Entscheidend für die Leistungsfähigkeit beim Ausdauersport ist die maximale Sauerstoffaufnahmekapazität (VO2max). Diese wiederum hängt von der Leistungsfähigkeit unseres Herz-Kreislauf-Systems und unserer Atemorgane ab. Hier kommt die Atemtechnik ins Spiel: Die bewusste Mehratmung (Hyperventilation) ist der Schlüssel zum Erfolg. Aktives Ausatmen von Kohlendioxid erhöht den Sauerstoffdruck in den Lungenbläschen, dadurch verbessert sich die Sauerstoffversorgung im gesamten Organismus. Eine besonders große Rolle spielt die Atmung beim Höhenbergsteigen, weil der Sauerstoffgehalt in der Luft mit steigender Höhe rapide abnimmt. Bereits auf einer Höhe von fünftausend Metern beträgt der Sauerstoffpartialdruck der Umgebungsluft nur noch halb so viel wie auf Meereshöhe. Aber auch schon ab etwa 1500 Meter Höhe reagiert der Körper auf den Sauerstoffmangel automatisch mit einem Anstieg der Atemfrequenz. Wichtig ist dabei: Die erhöhte Atemfrequenz sollte den Schrittrhythmus regeln, nicht umgekehrt!
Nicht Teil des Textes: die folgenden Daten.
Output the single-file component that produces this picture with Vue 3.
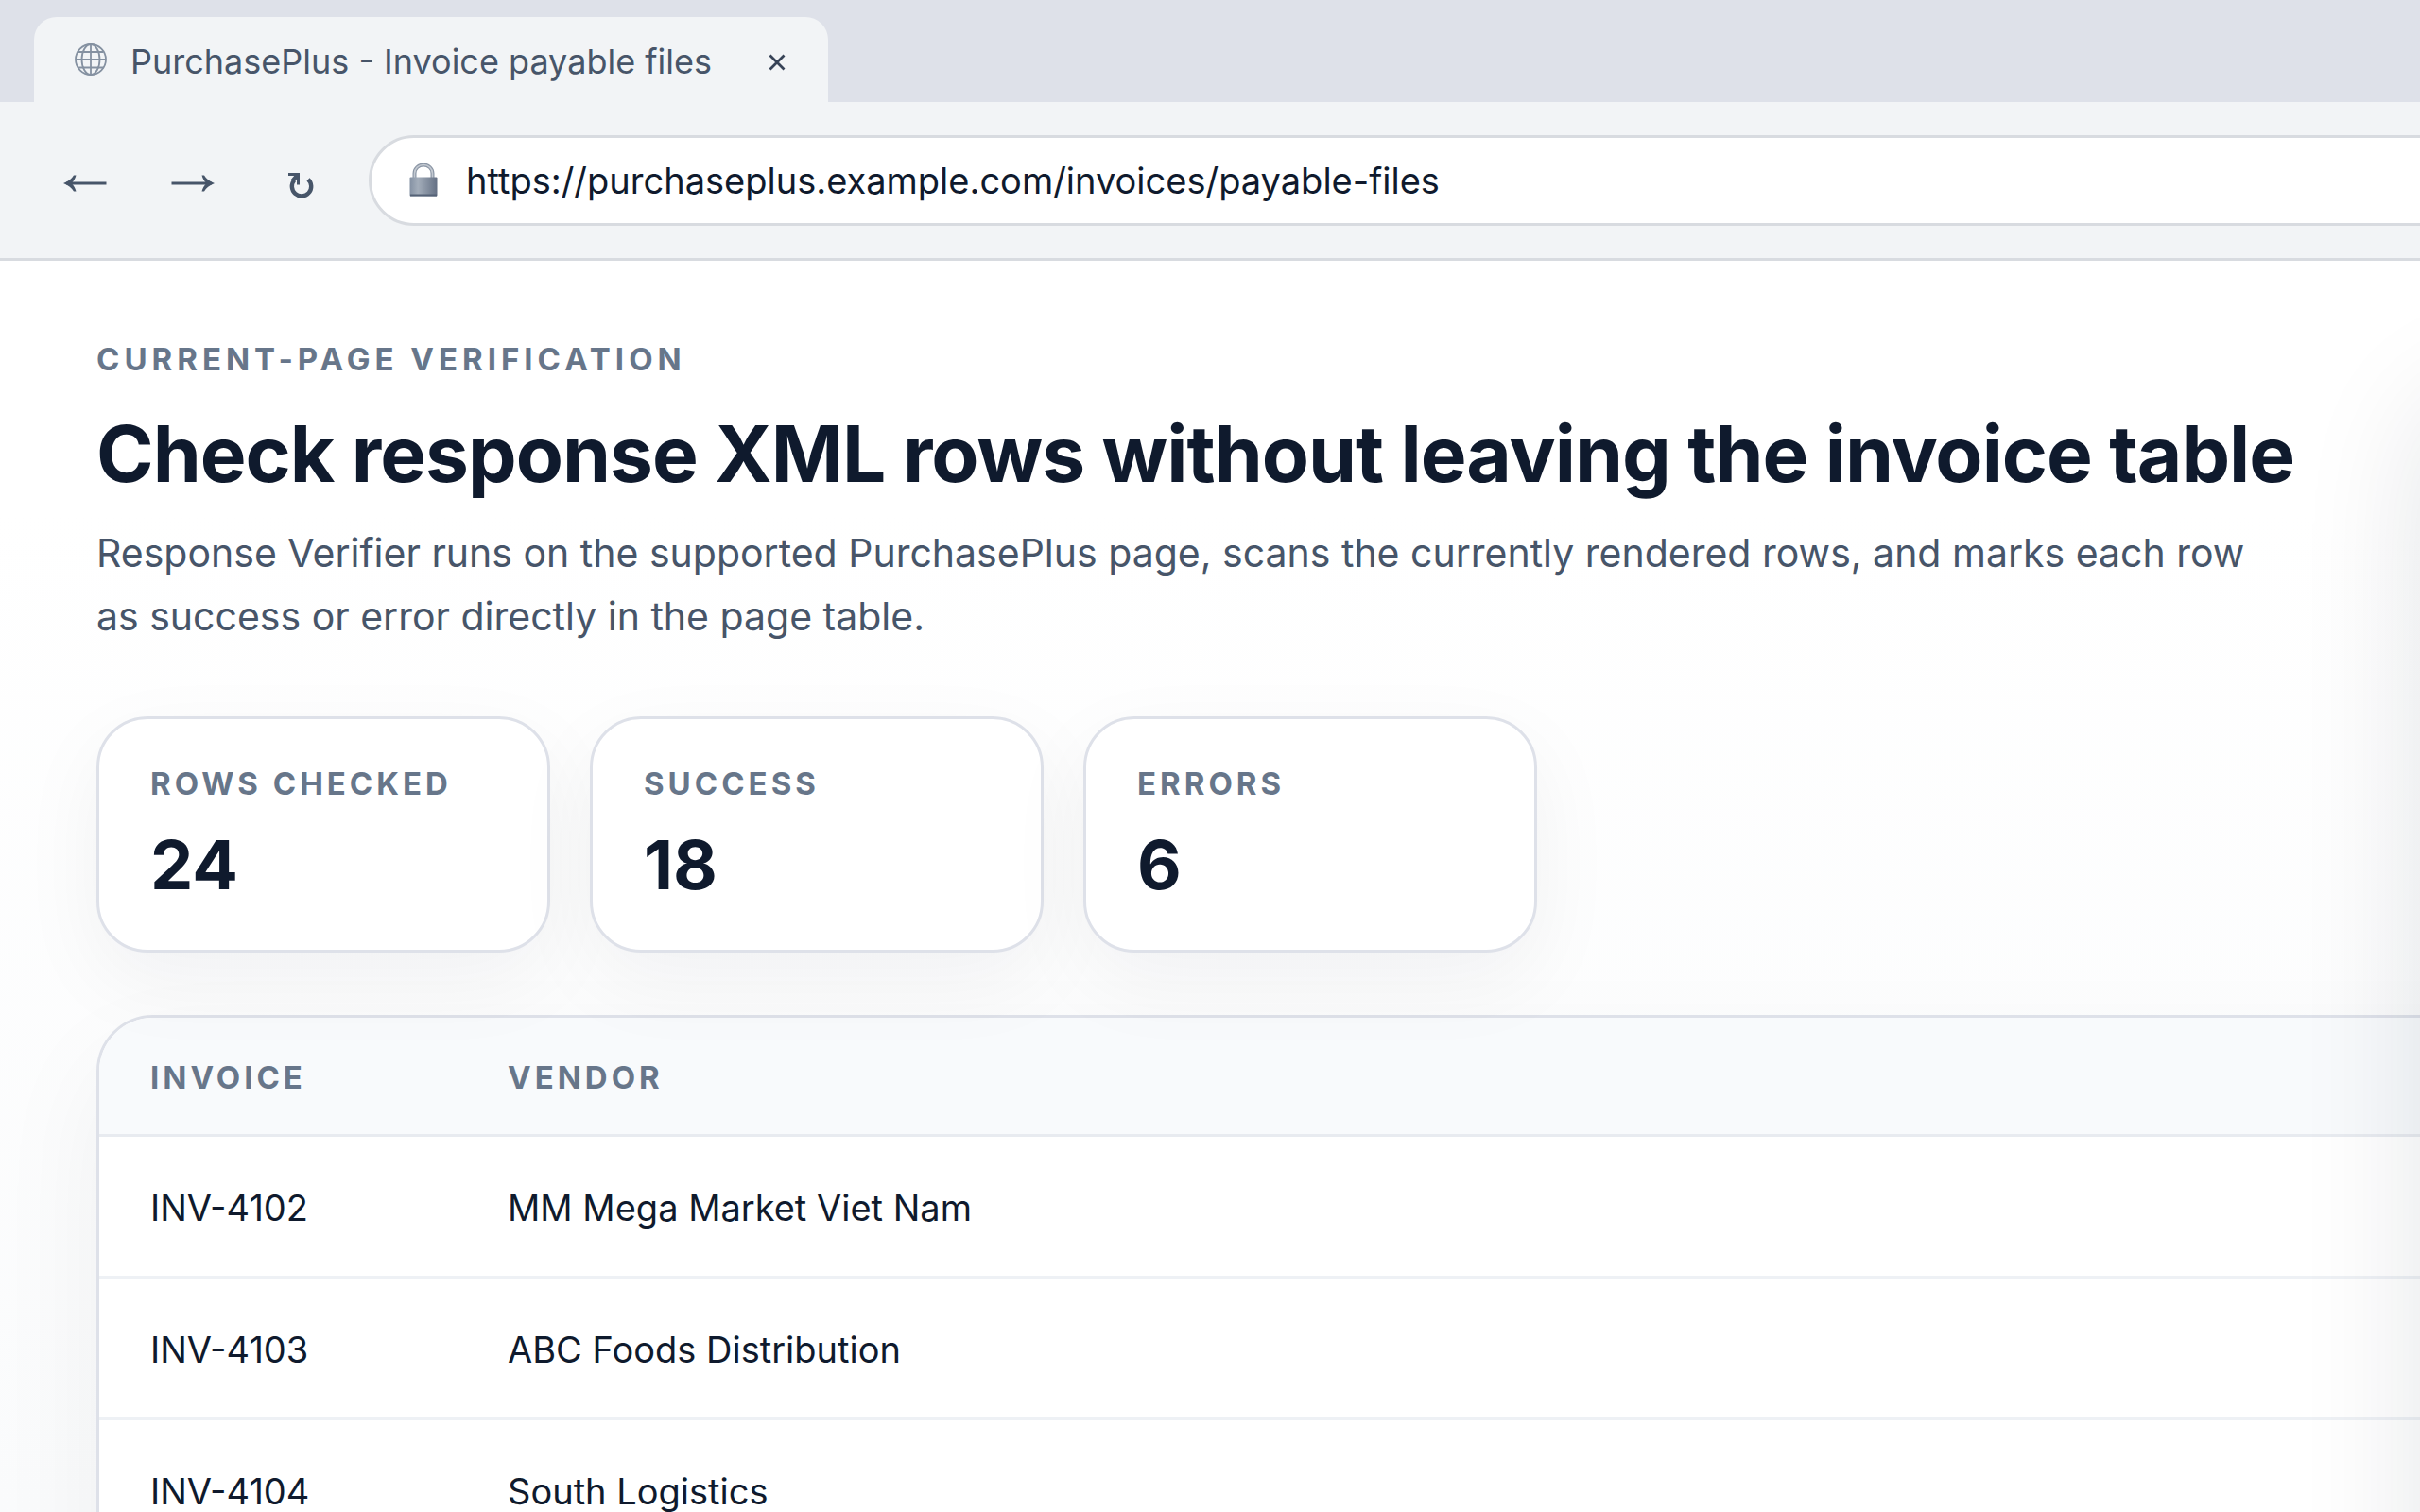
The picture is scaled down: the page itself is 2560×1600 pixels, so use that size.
<script setup>
import { ref } from 'vue';

const url = ref('https://purchaseplus.example.com/invoices/payable-files');

const stats = [
  { label: 'Rows checked', value: 24 },
  { label: 'Success', value: 18 },
  { label: 'Errors', value: 6 }
];

const invoices = [
  { id: 'INV-4102', vendor: 'MM Mega Market Viet Nam' },
  { id: 'INV-4103', vendor: 'ABC Foods Distribution' },
  { id: 'INV-4104', vendor: 'South Logistics' }
];
</script>

<template>
  <div class="browser">
    <div class="tab-strip">
      <div class="tab">
        <svg class="globe" viewBox="0 0 36 36" aria-hidden="true">
          <g fill="none" stroke="#8591a1" stroke-width="1.8">
            <circle cx="18" cy="16" r="16" />
            <ellipse cx="18" cy="16" rx="9.5" ry="16" />
            <path d="M18 0v32M2 16h32M4.500 8h27M4.500 24.500h27" />
          </g>
        </svg>
        <span class="tab-title">PurchasePlus - Invoice payable files</span>
        <button class="tab-close" aria-label="Close tab">
          <svg viewBox="0 0 18 18"><path d="M1.500 1.500l15 15M16.500 1.500l-15 15" fill="none" stroke="#374357" stroke-width="2.8" /></svg>
        </button>
      </div>
    </div>

    <div class="toolbar">
      <button class="nav-btn" aria-label="Back">
        <svg viewBox="0 -6 48 42">
          <path d="M4 18H46.500" fill="none" stroke="#475569" stroke-width="2.8" />
          <path d="M1 18C6.500 16 10 13 12 9.500H14.500C13.500 13 12 16 9.500 18C12 20 13.500 23 14.500 26.500H12C10 23 6.500 20 1 18Z" fill="#475569" />
        </svg>
      </button>
      <button class="nav-btn" aria-label="Forward">
        <svg viewBox="0 -6 48 42">
          <path d="M1.500 18H44" fill="none" stroke="#475569" stroke-width="2.8" />
          <path d="M47 18C41.500 16 38 13 36 9.500H33.500C34.500 13 36 16 38.500 18C36 20 34.500 23 33.500 26.500H36C38 23 41.500 20 47 18Z" fill="#475569" />
        </svg>
      </button>
      <button class="nav-btn" aria-label="Reload">
        <svg viewBox="0 -6 48 42">
          <g fill="none" stroke="#475569">
            <path d="M32 13.800A10.200 10.200 0 1 1 17.300 14.600" stroke-width="4.400" />
            <path d="M11 8.500H21.500V19.500" stroke-width="3" />
            <path d="M21 9L15.500 15.500" stroke-width="4.400" />
          </g>
        </svg>
      </button>
      <label class="address">
        <svg class="lock" viewBox="0 0 30 36" aria-hidden="true">
          <defs>
            <linearGradient id="lockBody" x1="0" x2="1">
              <stop offset="0" stop-color="#8491a3" />
              <stop offset=".3" stop-color="#a3adba" />
              <stop offset="1" stop-color="#647084" />
            </linearGradient>
          </defs>
          <path d="M5.500 17V10.500a9.500 9 0 0 1 19 0V17" fill="none" stroke="#8b96a5" stroke-width="4" />
          <path d="M5.500 17V10.500a9.500 9 0 0 1 19 0V17" fill="none" stroke="#c3c9d1" stroke-width="1.600" />
          <rect x=".5" y="14.500" width="29" height="20" rx="1" fill="url(#lockBody)" />
          <path d="M1 33.500h28" stroke="#556277" stroke-width="2" />
        </svg>
        <input v-model="url" type="text" aria-label="Address" spellcheck="false" />
      </label>
    </div>

    <main class="page">
      <p class="eyebrow">Current-page verification</p>
      <h1>Check response XML rows without leaving the invoice table</h1>
      <p class="lead">
        Response Verifier runs on the supported PurchasePlus page, scans the currently rendered rows, and marks each row
        as success or error directly in the page table.
      </p>

      <div class="stats">
        <div v-for="stat in stats" :key="stat.label" class="stat-card">
          <span class="stat-label">{{ stat.label }}</span>
          <strong class="stat-value">{{ stat.value }}</strong>
        </div>
      </div>

      <div class="table-card">
        <table>
          <thead>
            <tr>
              <th class="col-invoice">Invoice</th>
              <th>Vendor</th>
            </tr>
          </thead>
          <tbody>
            <tr v-for="invoice in invoices" :key="invoice.id">
              <td>{{ invoice.id }}</td>
              <td>{{ invoice.vendor }}</td>
            </tr>
          </tbody>
        </table>
      </div>
    </main>

    <!-- side panel parked past the right edge, only its shadow reaches the page -->
    <div class="side-panel"></div>
  </div>
</template>

<style>
body {
  margin: 0;
}
</style>

<style scoped>
.browser {
  position: relative;
  display: flex;
  flex-direction: column;
  height: 100vh;
  overflow: hidden;
  color: #0f1a2d;
  background: #fff;
  font-family: Inter, 'Liberation Sans', sans-serif;
}

button { padding: 0; border: 0; background: none; cursor: pointer; }
svg { display: block; }

.tab-strip {
  flex: none;
  display: flex;
  padding: 18px 36px 0;
  background: #dee1e9;
}

.tab {
  display: flex;
  align-items: center;
  box-sizing: border-box;
  width: 840px;
  height: 90px;
  padding: 3px 42px 0;
  border-radius: 24px 24px 0 0;
  background: #f2f4f6;
}

.globe { width: 36px; height: 36px; overflow: visible; }
.tab-title { flex: 1; margin-left: 24px; color: #475569; font-size: 36px; line-height: 48px; white-space: nowrap; }
.tab-close { width: 24px; padding: 6px 3px 3px; }

.toolbar {
  flex: none;
  display: flex;
  align-items: center;
  gap: 30px;
  height: 165px;
  padding: 0 48px;
  border-bottom: 3px solid #d8dbe0;
  background: #f2f4f6;
}

.nav-btn { flex: none; display: flex; justify-content: center; width: 84px; }
.nav-btn svg { width: 48px; height: 42px; }

.address {
  flex: 1;
  display: flex;
  align-items: center;
  gap: 30px;
  box-sizing: border-box;
  height: 96px;
  margin-right: -120px;
  padding: 0 40px;
  border: 3px solid #d8dbe0;
  border-radius: 48px;
  background: #fff;
}

.lock { flex: none; width: 30px; height: 36px; }
.address input { flex: 1; padding: 0; border: 0; outline: 0; background: none; color: #0f1a2d; font: inherit; font-size: 38px; line-height: 48px; }

.page {
  flex: 1;
  min-height: 0;
  padding: 84px 102px;
  background: linear-gradient(#fff, #fff 20%, #fafbfc);
}

.eyebrow,
.stat-label,
th {
  color: #67768a;
  font-size: 33px;
  font-weight: 700;
  line-height: 40px;
  letter-spacing: 4px;
  text-transform: uppercase;
}

.eyebrow { margin: 0; letter-spacing: 5px; }

h1 {
  margin: 36px 0 26px;
  font-size: 82px;
  font-weight: 700;
  line-height: 90px;
  letter-spacing: -1px;
}

.lead { max-width: 2280px; margin: 0; color: #475569; font-size: 41px; line-height: 67px; }

.stats { display: flex; gap: 42px; margin-top: 72px; }

.stat-card {
  display: flex;
  flex-direction: column;
  gap: 24px;
  box-sizing: border-box;
  width: 480px;
  height: 250px;
  padding: 48px 54px;
  border: 3px solid #dee1e9;
  border-radius: 54px;
  background: #fff;
  box-shadow: 0 30px 90px rgba(15, 23, 42, 0.05);
}

.stat-value { font-size: 72px; font-weight: 700; line-height: 84px; }

.table-card {
  width: 2700px;
  margin-top: 66px;
  padding-bottom: 60px;
  overflow: hidden;
  border: 3px solid #dee1e9;
  border-radius: 60px;
  background: #fff;
  box-shadow: 0 48px 120px rgba(15, 23, 42, 0.05);
}

table { width: 100%; border-collapse: separate; border-spacing: 0; text-align: left; }
th, td { box-sizing: border-box; padding: 2px 0 0 54px; }
th { height: 126px; background: #f8fafc; border-bottom: 3px solid #e8ebf0; }
td { height: 150px; border-bottom: 3px solid #eef1f5; font-size: 38px; line-height: 48px; }
th + th, td + td { padding-left: 0; }
.col-invoice { width: 432px; }

.side-panel {
  position: absolute;
  top: 360px;
  left: 100%;
  width: 900px;
  height: 1800px;
  border-radius: 72px;
  box-shadow: 0 60px 132px rgba(15, 23, 42, 0.11);
}
</style>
Je nach Höhe, Steilheit des Geländes und Akklimatisationszustand sollten wir (bis etwa 5000 Meter Höhe) zwischen den beiden folgenden Schrittrhythmen wählen können:

  • Ein Schritt Einatmen – Zwei Schritte Ausatmen (Akklimatisation)

  • Ein Schritt Einatmen – Ein Schritt Ausatmen

In unschwierigem Gelände ist dieser Rhythmus mit etwas Übung bei geschlossenem Mund, also reiner Nasenatmung, bis zu etwa 5000 Meter Höhe möglich. Wird das Gelände steiler oder schwieriger, muss das Schritttempo entsprechend verlangsamt werden, um auch in Steilstücken weitergehen zu können, statt immer wieder stehenbleiben und nachatmen zu müssen. Im noch nicht ausreichend akklimatisierten Zustand und in extremen Höhen gibt es in schwierigen Passagen eine weitere wirksame Methode: Bewusst forciert atmen, das heißt durch den offenen Mund heftig und möglichst tief ein- und kräftig ausatmen.

Und was beim Höhenbergsteigen gut funktioniert, kann auch in den moderaten Höhenlagen der Alpen nicht schaden.